By the end of this module the Clinical Scientist in HSST will be able to analyse and synthesise their understanding of health economics to a range of healthcare problems. The Clinical Scientist in HSST will be expected to apply their knowledge in the clinical setting spanning the concepts of Health Economics, outcome measurement, principles of measuring costs and the essential principles of cost effective analysis in decision making. They will also be able to seek and critically evaluate evidence from a variety of sources and analyse their responses to normal or unusual circumstances, consistently demonstrating the professional attributes and insights required of a Consultant Clinical Scientist.
Knowledge and understanding
By the end of this module the Clinical Scientist in HSST will be able to analyse, synthesise and apply in-depth knowledge of the principles of health economics within the healthcare environment, with regard to technologies and wider health interventions including:
- the definition of Health Economics and its application to Healthcare Technologies.
- how Health Economics enables the relative values of alternative therapies/intervention to be compared.
- the strengths and weaknesses of health economic evaluation.
- how Health Economics enables the demonstration of improvements in public health through rational decision making.
- concept of Quality Adjusted Life year measures.
- data sources including prospective, retrospective, patient registries.
- definition of Cost Effective Analysis, Cost Consequence Analysis, Cost Utility analysis, Cost Benefit Analysis, Cost Minimisation.
- economic models (cross reference to modelling and simulation).
Technical and clinical skills
By the end of this module the Clinical Scientist in HSST will be able to demonstrate a critical understanding of current relevant research, theory and knowledge and apply this to a case study and:
- construct a health economic evaluation.
- utilise cost concepts in economic evaluation – direct, indirect and intangible.
- identify appropriate data sources to utilise in evaluations.
- define the benefit in question.
- establish intermediate end-points and final outcomes.
- utilise common Patient Related Outcome measures – generic (SF-36, SIP, CHQ) versus specific eg Asthma Quality of life questionnaire, Gastro Reflux questionnaire.

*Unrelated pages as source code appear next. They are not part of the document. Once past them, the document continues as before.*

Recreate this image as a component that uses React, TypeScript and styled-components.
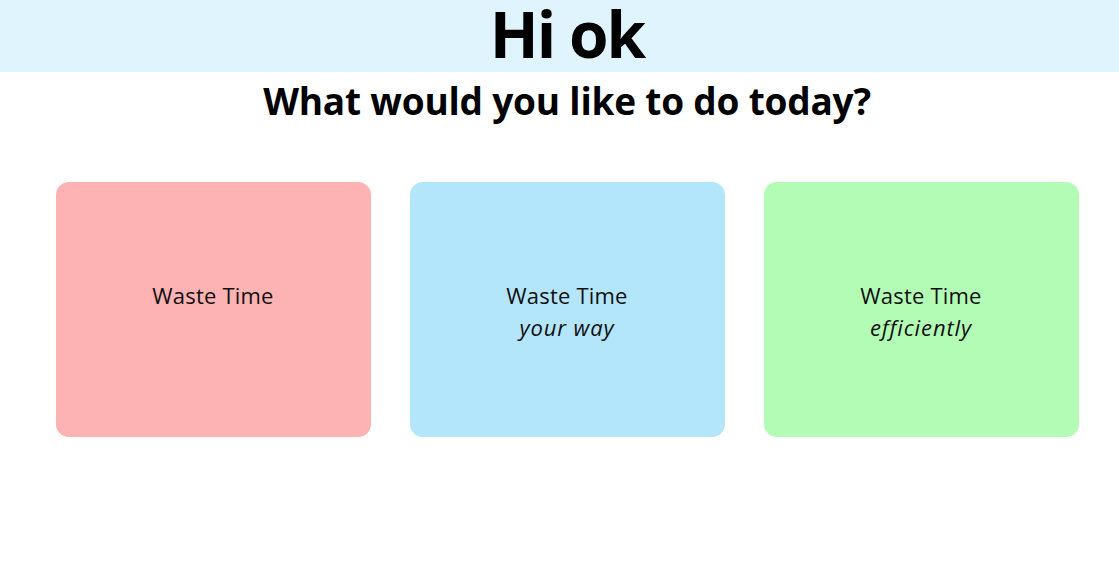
import React from "react";
import styled, { createGlobalStyle } from "styled-components";

const GlobalStyle = createGlobalStyle`
  html, body {
    margin: 0;
    padding: 0;
    background: #ffffff;
    font-family: "Open Sans", "Noto Sans", sans-serif;
    color: #000;
  }
`;

const Page = styled.div`
  display: flex;
  flex-direction: column;
  width: 1119px;
  height: 569px;
`;

const Banner = styled.header`
  display: flex;
  align-items: center;
  justify-content: center;
  height: 72px;
  box-sizing: border-box;
  padding: 0 0 4px 15px;
  background: #e0f4fd;
`;

const Title = styled.h1`
  margin: 0;
  font-size: 64px;
  font-weight: 700;
  line-height: 64px;
  letter-spacing: -2px;
`;

const Subtitle = styled.h2`
  margin: 0;
  height: 56px;
  padding-left: 15px;
  display: flex;
  align-items: center;
  justify-content: center;
  font-size: 37px;
  font-weight: 700;
  letter-spacing: -0.2px;
`;

const Cards = styled.div`
  display: grid;
  grid-template-columns: repeat(3, 315px);
  justify-content: center;
  column-gap: 39px;
  padding: 54px 0 0 15px;
`;

const Card = styled.div<{ $bg: string }>`
  height: 255px;
  border-radius: 13px;
  background: ${(p) => p.$bg};
  display: flex;
  flex-direction: column;
  align-items: center;
  justify-content: center;
  padding-top: 2px;
  box-sizing: border-box;
  font-size: 22px;
  line-height: 32px;
  letter-spacing: 0.2px;
  color: #111;
`;

const Label = styled.span``;

const Sub = styled.em`
  font-style: italic;
  letter-spacing: 0.9px;
  min-height: 32px;
`;

const cards = [
  { bg: "#fdb2b3", sub: "" },
  { bg: "#b3e5fb", sub: "your way" },
  { bg: "#b3fcb6", sub: "efficiently" },
];

export default function App() {
  return (
    <Page>
      <GlobalStyle />
      <Banner>
        <Title>Hi ok</Title>
      </Banner>
      <Subtitle>What would you like to do today?</Subtitle>
      <Cards>
        {cards.map((c, i) => (
          <Card key={i} $bg={c.bg}>
            <Label>Waste Time</Label>
            <Sub>{c.sub}</Sub>
          </Card>
        ))}
      </Cards>
    </Page>
  );
}
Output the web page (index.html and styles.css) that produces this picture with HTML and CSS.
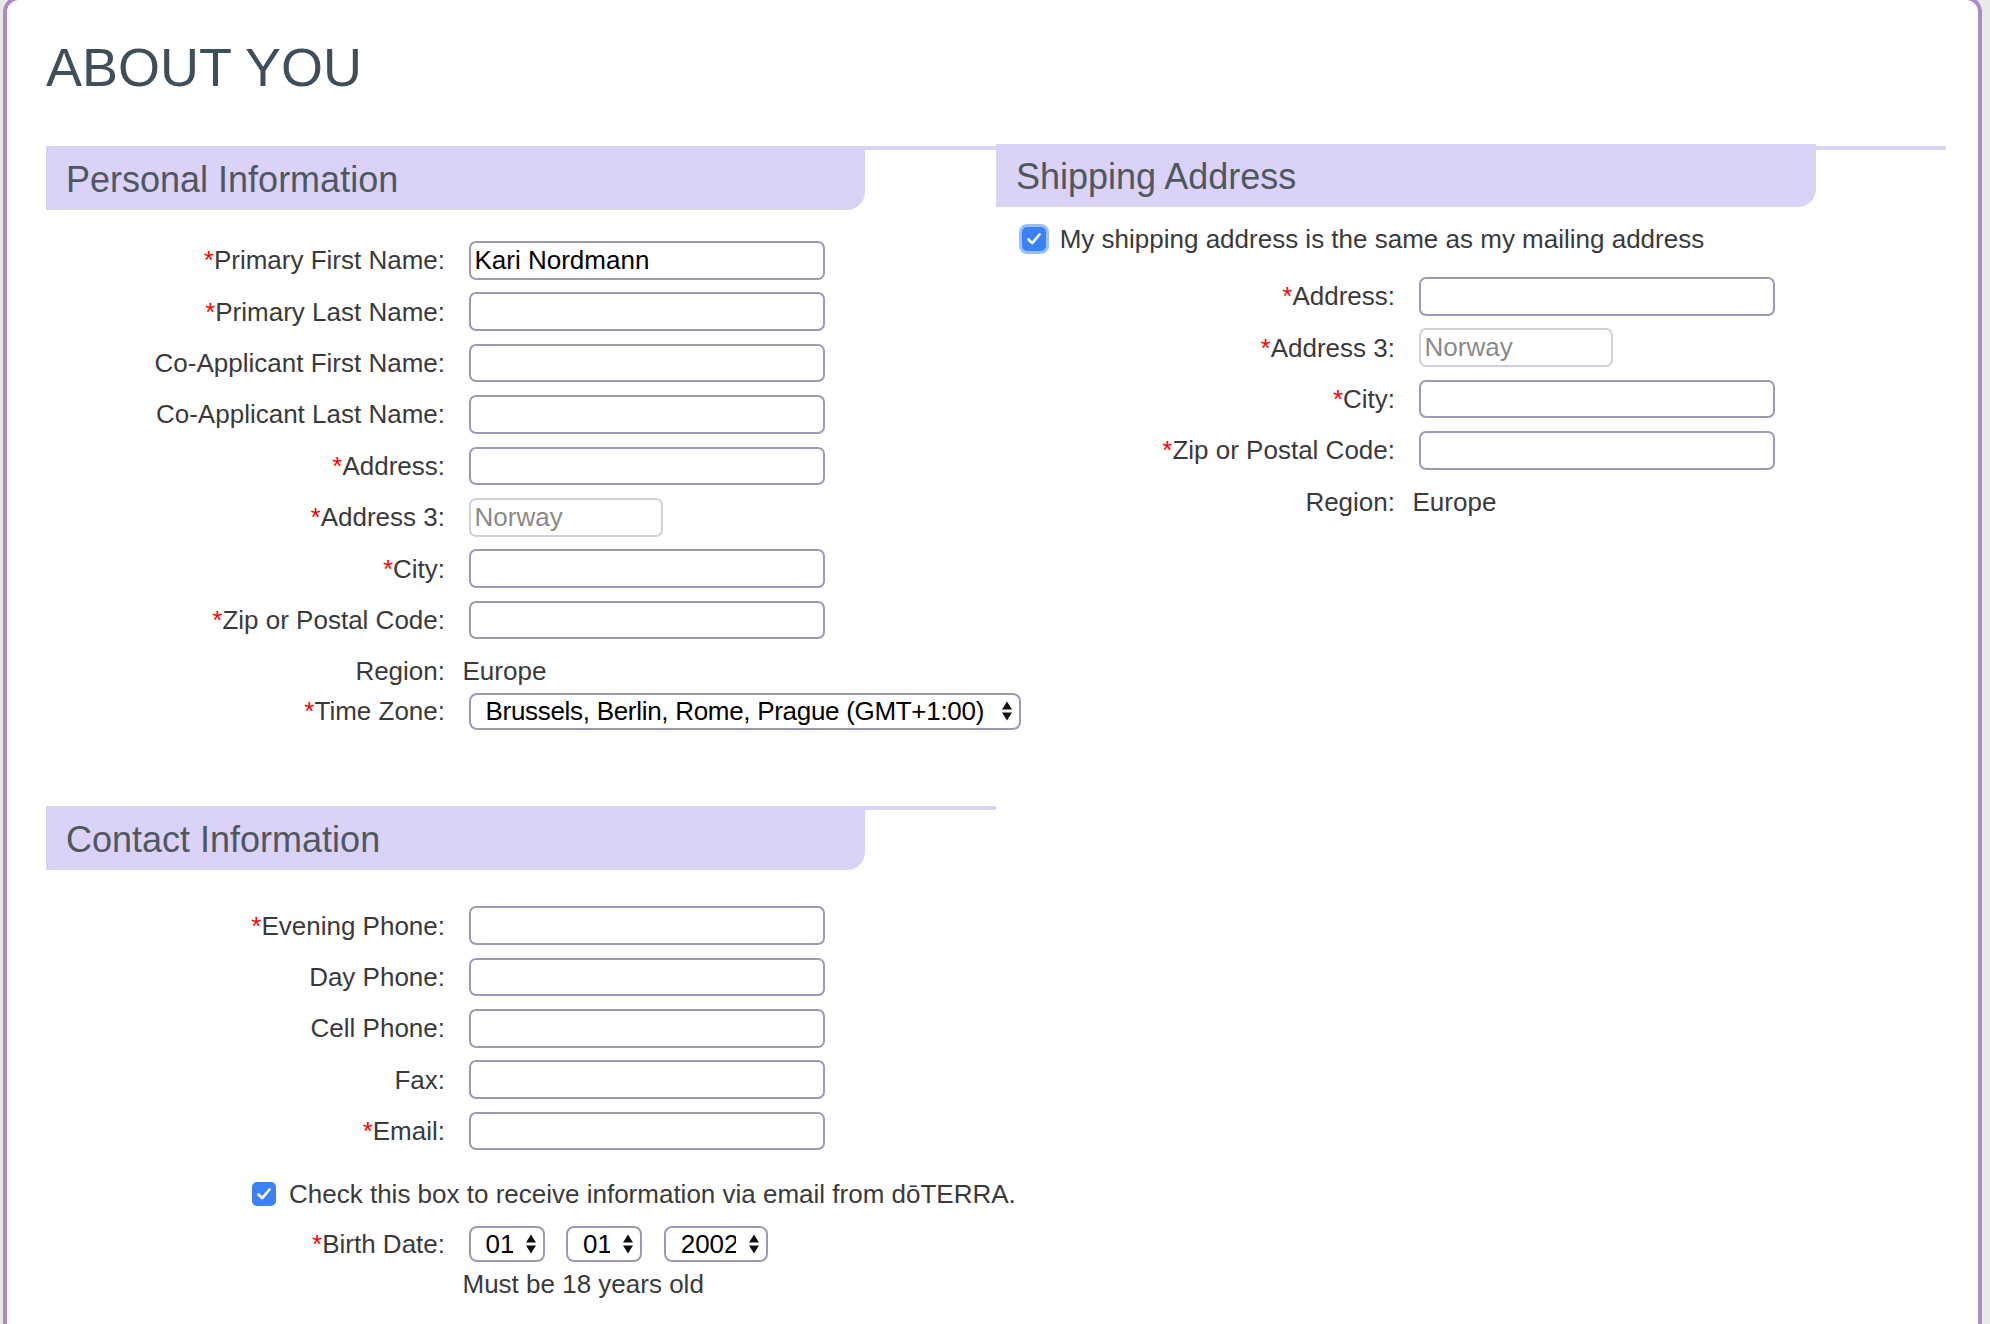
FILE: index.html
```
<!DOCTYPE html>
<html lang="en">
<head>
    <meta charset="UTF-8">
    <meta name="viewport" content="width=device-width, initial-scale=1.0">
    <title>About You</title>
    <link rel="stylesheet" href="styles.css">
</head>
<body>
    <div class="card">
        <h1 class="page-title">ABOUT YOU</h1>

        <div class="columns">
            <div class="col col-left">
                <section class="section">
                    <div class="section-head"><h2 class="section-tab">Personal Information</h2></div>
                    <div class="form personal-form">
                        <div class="row">
                            <label class="label"><span class="req">*</span>Primary First Name:</label>
                            <input class="text-input" type="text" value="Kari Nordmann">
                        </div>
                        <div class="row">
                            <label class="label"><span class="req">*</span>Primary Last Name:</label>
                            <input class="text-input" type="text">
                        </div>
                        <div class="row">
                            <label class="label">Co-Applicant First Name:</label>
                            <input class="text-input" type="text">
                        </div>
                        <div class="row">
                            <label class="label">Co-Applicant Last Name:</label>
                            <input class="text-input" type="text">
                        </div>
                        <div class="row">
                            <label class="label"><span class="req">*</span>Address:</label>
                            <input class="text-input" type="text">
                        </div>
                        <div class="row">
                            <label class="label"><span class="req">*</span>Address 3:</label>
                            <input class="text-input short" type="text" value="Norway" readonly>
                        </div>
                        <div class="row">
                            <label class="label"><span class="req">*</span>City:</label>
                            <input class="text-input" type="text">
                        </div>
                        <div class="row">
                            <label class="label"><span class="req">*</span>Zip or Postal Code:</label>
                            <input class="text-input" type="text">
                        </div>
                        <div class="row row-region">
                            <span class="label">Region:</span>
                            <span class="value">Europe</span>
                        </div>
                        <div class="row row-tz">
                            <label class="label"><span class="req">*</span>Time Zone:</label>
                            <div class="select-wrap tz">
                                <select class="select"><option>Brussels, Berlin, Rome, Prague (GMT+1:00)</option></select>
                                <svg class="arrows" width="10" height="20" viewBox="0 0 10 20"><path d="M0 8.5 L5 0.5 L10 8.5 Z M0 11.5 L10 11.5 L5 19.5 Z" fill="#111"/></svg>
                            </div>
                        </div>
                    </div>
                </section>

                <section class="section contact">
                    <div class="section-head"><h2 class="section-tab">Contact Information</h2></div>
                    <div class="form contact-form">
                        <div class="row">
                            <label class="label"><span class="req">*</span>Evening Phone:</label>
                            <input class="text-input" type="text">
                        </div>
                        <div class="row">
                            <label class="label">Day Phone:</label>
                            <input class="text-input" type="text">
                        </div>
                        <div class="row">
                            <label class="label">Cell Phone:</label>
                            <input class="text-input" type="text">
                        </div>
                        <div class="row">
                            <label class="label">Fax:</label>
                            <input class="text-input" type="text">
                        </div>
                        <div class="row">
                            <label class="label"><span class="req">*</span>Email:</label>
                            <input class="text-input" type="text">
                        </div>
                        <div class="check-row optin">
                            <span class="checkbox"><svg width="24" height="24" viewBox="0 0 24 24"><path d="M6.5 12.5 L10.2 16.2 L17.5 7.5" fill="none" stroke="#fff" stroke-width="2.6" stroke-linecap="round" stroke-linejoin="round"/></svg></span>
                            <span>Check this box to receive information via email from dōTERRA.</span>
                        </div>
                        <div class="row row-birth">
                            <label class="label"><span class="req">*</span>Birth Date:</label>
                            <div class="birth">
                                <div class="select-wrap day">
                                    <select class="select"><option>01</option></select>
                                    <svg class="arrows" width="10" height="20" viewBox="0 0 10 20"><path d="M0 8.5 L5 0.5 L10 8.5 Z M0 11.5 L10 11.5 L5 19.5 Z" fill="#111"/></svg>
                                </div>
                                <div class="select-wrap day">
                                    <select class="select"><option>01</option></select>
                                    <svg class="arrows" width="10" height="20" viewBox="0 0 10 20"><path d="M0 8.5 L5 0.5 L10 8.5 Z M0 11.5 L10 11.5 L5 19.5 Z" fill="#111"/></svg>
                                </div>
                                <div class="select-wrap year">
                                    <select class="select"><option>2002</option></select>
                                    <svg class="arrows" width="10" height="20" viewBox="0 0 10 20"><path d="M0 8.5 L5 0.5 L10 8.5 Z M0 11.5 L10 11.5 L5 19.5 Z" fill="#111"/></svg>
                                </div>
                            </div>
                        </div>
                        <div class="row row-note">
                            <span></span>
                            <span class="value">Must be 18 years old</span>
                        </div>
                    </div>
                </section>
            </div>

            <div class="col col-right">
                <section class="section shipping">
                    <div class="section-head"><h2 class="section-tab">Shipping Address</h2></div>
                    <div class="check-row same">
                        <span class="checkbox focused"><svg width="24" height="24" viewBox="0 0 24 24"><path d="M6.5 12.5 L10.2 16.2 L17.5 7.5" fill="none" stroke="#fff" stroke-width="2.6" stroke-linecap="round" stroke-linejoin="round"/></svg></span>
                        <span>My shipping address is the same as my mailing address</span>
                    </div>
                    <div class="form shipping-form">
                        <div class="row">
                            <label class="label"><span class="req">*</span>Address:</label>
                            <input class="text-input" type="text">
                        </div>
                        <div class="row">
                            <label class="label"><span class="req">*</span>Address 3:</label>
                            <input class="text-input short" type="text" value="Norway" readonly>
                        </div>
                        <div class="row">
                            <label class="label"><span class="req">*</span>City:</label>
                            <input class="text-input" type="text">
                        </div>
                        <div class="row">
                            <label class="label"><span class="req">*</span>Zip or Postal Code:</label>
                            <input class="text-input" type="text">
                        </div>
                        <div class="row row-region">
                            <span class="label">Region:</span>
                            <span class="value">Europe</span>
                        </div>
                    </div>
                </section>
            </div>
        </div>
    </div>
</body>
</html>
```

FILE: styles.css
```
html, body {
    overflow: hidden;
}

body {
    margin: 0;
    padding: 0;
    background-color: #e8e8e8;
    font-family: 'Liberation Sans', Arial, sans-serif;
    color: #3a3a3a;
}

.card {
    box-sizing: border-box;
    width: 1979px;
    height: calc(100vh + 40px);
    margin: -4px 0 0 3px;
    padding: 0 10px 0 39px;
    background-color: #fff;
    border: 4px solid #a98cc6;
    border-radius: 16px;
}

.page-title {
    margin: 36px 0 48px;
    font-size: 54px;
    line-height: 62px;
    font-weight: normal;
    color: #3e4e5a;
}

.columns {
    display: grid;
    grid-template-columns: 950px 972px;
}

/* section header: thin line with a tab hanging under it */
.section-head {
    border-top: 4px solid #dbd2f8;
}

.section-tab {
    box-sizing: border-box;
    width: 819px;
    height: 60px;
    margin: 0;
    padding-left: 20px;
    background-color: #dbd2f8;
    border-bottom-right-radius: 18px;
    font-size: 36px;
    line-height: 60px;
    font-weight: normal;
    color: #4f585f;
}

.shipping .section-head {
    margin-right: 22px;
}

.shipping .section-tab {
    width: 820px;
    height: 63px;
    margin-top: -6px;
    padding-top: 3px;
}

.contact {
    margin-top: 76px;
}

.form {
    display: flex;
    flex-direction: column;
    gap: 12.8px;
}

.personal-form {
    margin-top: 31px;
}

.contact-form {
    margin-top: 36.7px;
}

.shipping-form {
    margin-top: 22.6px;
}

.row {
    display: grid;
    grid-template-columns: 399px 1fr;
    column-gap: 17.5px;
    align-items: center;
    font-size: 26px;
    line-height: 30px;
    white-space: nowrap;
}

.label {
    text-align: right;
    color: #3a3a3a;
}

.req {
    color: #f00;
}

.value {
    color: #3a3a3a;
}

.text-input {
    box-sizing: border-box;
    width: 356px;
    height: 38.6px;
    margin: 0 0 0 6px;
    padding: 0 4px;
    border: 2px solid #9b9bb2;
    border-radius: 7px;
    background: #fff;
    font-family: inherit;
    font-size: 26px;
    color: #000;
    outline: none;
}

.text-input.short {
    width: 194px;
    border-color: #d0d0dc;
    color: #8a8a8a;
}

.row-region {
    margin-top: 4.2px;
}

.row-tz {
    margin-top: -6.2px;
}

.select-wrap {
    position: relative;
    margin-left: 6px;
    height: 36.6px;
}

.select {
    box-sizing: border-box;
    width: 100%;
    height: 36.6px;
    padding: 0 30px 0 15px;
    -webkit-appearance: none;
    appearance: none;
    background: #fff;
    border: 2px solid #9b9bb2;
    border-radius: 8px;
    font-family: inherit;
    font-size: 26px;
    color: #000;
    outline: none;
}

.arrows {
    position: absolute;
    right: 9px;
    top: 8px;
    pointer-events: none;
}

.select-wrap.tz {
    width: 552px;
}

.tz .select {
    padding-right: 18px;
    letter-spacing: -0.3px;
}

.birth {
    display: flex;
    gap: 15.6px;
}

.select-wrap.day {
    width: 76px;
}

.select-wrap.year {
    width: 104px;
}

.check-row {
    display: flex;
    align-items: center;
    gap: 13px;
    font-size: 26px;
    line-height: 30px;
    color: #3a3a3a;
    white-space: nowrap;
}

.checkbox {
    display: block;
    flex: none;
    width: 24px;
    height: 24px;
    border-radius: 5px;
    background-color: #3a82f6;
}

.checkbox svg {
    display: block;
}

.checkbox.focused {
    box-shadow: 0 0 0 3px #9cc0fa;
}

.optin {
    margin-top: 16.1px;
    padding-left: 206px;
}

.row-birth {
    margin-top: 3.8px;
}

.row-note {
    margin-top: -6.4px;
}

.same {
    margin-top: 17.4px;
    padding-left: 25.7px;
    gap: 14px;
}
```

- identify essential analysis elements – healthcare resource utilisation – costs – clinical effectiveness – health outcomes.
- utilise various data sources – prospective, retrospective, patient registries, other choice of perspective.
- interpret, compare and contrast Cost Effective Analysis, Cost Consequence Analysis, Cost Utility analysis, Cost Benefit Analysis, Cost Minimisation.
- conduct a budget impact analysis.
By the end of this module the Clinical Scientist in HSST will be able to demonstrate a critical understanding of current relevant research, theory and knowledge with respect to the application of the principles of health economics and will produce TWO case studies, taken from the following list of examples:
- medical technologies e.g. analysis in medical product development to support labelling claims.
- interventions e.g. construction and use of patient registries.
- a care pathway.
- interpretation of NICE guidelines from an economic perspective.
- economic impact of a single intervention.
- comparison of two alternative interventions.
- development of clinical practice guidelines.
- assessment of preventative interventions.
- review of re-imbursement policies.
The Clinical Scientist in HSST will also be expected to reflect on the challenges of applying research to practice and suggest improvements, building on a critique of available evidence.
Attitudes and behaviours
By the end of the module the Clinical Scientist in HSST will be expected to evaluate their own response to both normal and complex situations demonstrating the professional attributes and insights required of a Consultant Clinical Scientist within the limits of professional competence referring as appropriate to senior staff and:
- ensure the patient perspective is clearly included in economic analysis.
- be proactive in identification of technological change required in the institution for patient benefit to keep healthcare at the limits of science.
- be mindful of the ethos and constitution of the NHS in ensuring best outcomes for patients.